More recently though the Bank has come full circle and has started to fund more infrastructure projects because there is a realization that these are some of the most effective ones they’ve funded.  Personally, I think that infrastructure is an understudied topic in development.  It’s clearly crucial to development but it’s something most economists seem to leave to urban planners to solve.

I was reminded of this when I read about Brazilian infrastructure woes with the port of Santos, a city of 530,000 about 40 miles from São Paulo.  Santos is the continent’s largest seaport and the incredible growth in commerce (particularly in soybeans) is causing massive logjams there.  Recently there was a 64 kilometer traffic jam of trucks who wanted to unload their soybean cargo in Santos.  The delay was so bad that China’s biggest importer of soybeans had to cancel an order of 2 million metric tons.

Port_Santos

I’m sure there is no easy solution to this problem, but it is funny how everyone seems to be blaming everyone else for the situation.

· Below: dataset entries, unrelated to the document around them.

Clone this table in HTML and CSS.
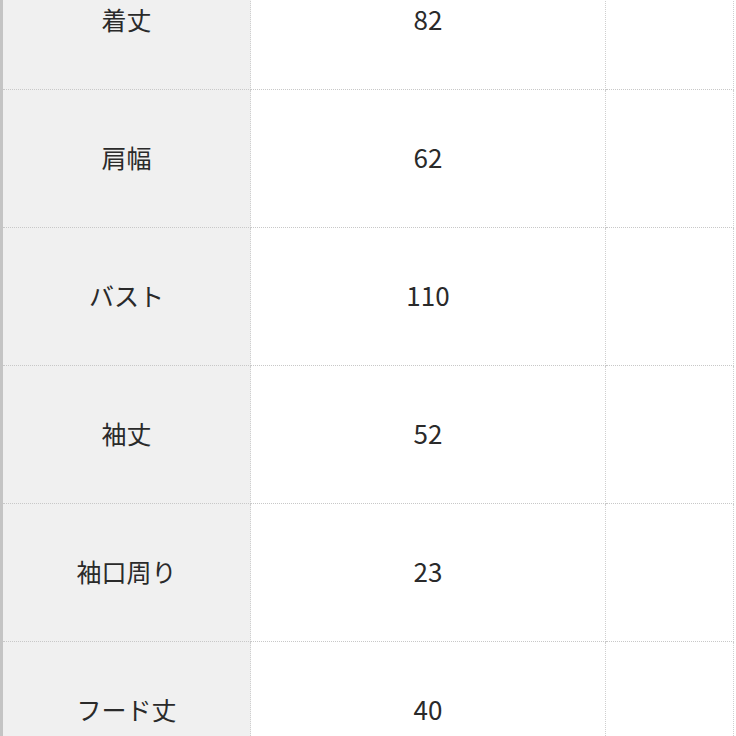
FILE: index.html
```html
<!DOCTYPE html>
<html lang="ja">
<head>
<meta charset="utf-8">
<link rel="stylesheet" href="styles.css">
</head>
<body>
<div class="page">
  <table class="size-table">
    <tbody>
      <tr><th>着丈</th><td>82</td><td class="empty"></td></tr>
      <tr><th>肩幅</th><td>62</td><td class="empty"></td></tr>
      <tr><th>バスト</th><td>110</td><td class="empty"></td></tr>
      <tr><th>袖丈</th><td>52</td><td class="empty"></td></tr>
      <tr><th>袖口周り</th><td>23</td><td class="empty"></td></tr>
      <tr><th>フード丈</th><td>40</td><td class="empty"></td></tr>
    </tbody>
  </table>
</div>
</body>
</html>
```
FILE: styles.css
```css
html, body {
  margin: 0;
  padding: 0;
  background: #ffffff;
}
.page {
  width: 736px;
  height: 736px;
  overflow: hidden;
}
.size-table {
  margin-top: -48px;
  width: 734px;
  border-collapse: collapse;
  border-left: 3px solid #c4c4c4;
  border-right: 1px dotted #cfcfcf;
  font-family: "Noto Sans CJK JP", "Noto Sans", sans-serif;
  color: #2a2a2a;
  font-size: 25px;
  line-height: 36px;
  table-layout: fixed;
}
.size-table th,
.size-table td {
  height: 133px;
  padding: 0 0 4px;
  text-align: center;
  vertical-align: middle;
  border-bottom: 1px dotted #c8c8c8;
  border-right: 1px dotted #cfcfcf;
  font-weight: normal;
}
.size-table th {
  width: 247px;
  background: #f0f0f0;
}
.size-table td {
  width: 354px;
  font-size: 26px;
}
.size-table td.empty {
  width: auto;
}
```
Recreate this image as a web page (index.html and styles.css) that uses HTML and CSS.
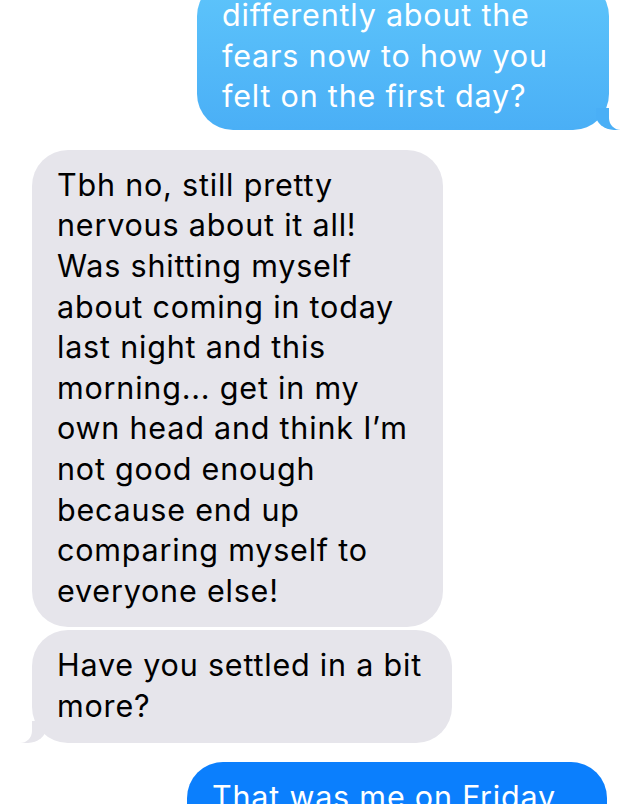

Blame the politicians: They have passed legislation that has limited the amount of hours that truck drivers can operate

Blame the weather:  Massive amounts of rain has slowed work at the port.

Blame other transportation systems: A port authority official notes that, “Capacity over the past 10 years has more than doubled but the rail, highway and river access networks are overwhelmed.”  He points out that soybean is perfect for rail transport but that only 25% of soybeans are transported in that manner.

Blame storage facilities: The aforementioned port official also complains that Brazil lacks the necessary storage facilities for soybeans: “Brazil in general can store around 60 percent of its harvest in the producing area. In the United States, they have 130 percent capacity, meaning that they can store in the producing areas the entire harvest plus 30 percent of the next one.”

Blame a shortage of trucks:  Producers want more trucks to transport the soybeans.

My guess is that all of these complaints are valid.  Infrastructure is a complex issue and while everyone can agree that developing countries should “improve infrastructure,” it seems a lot more complicated than that.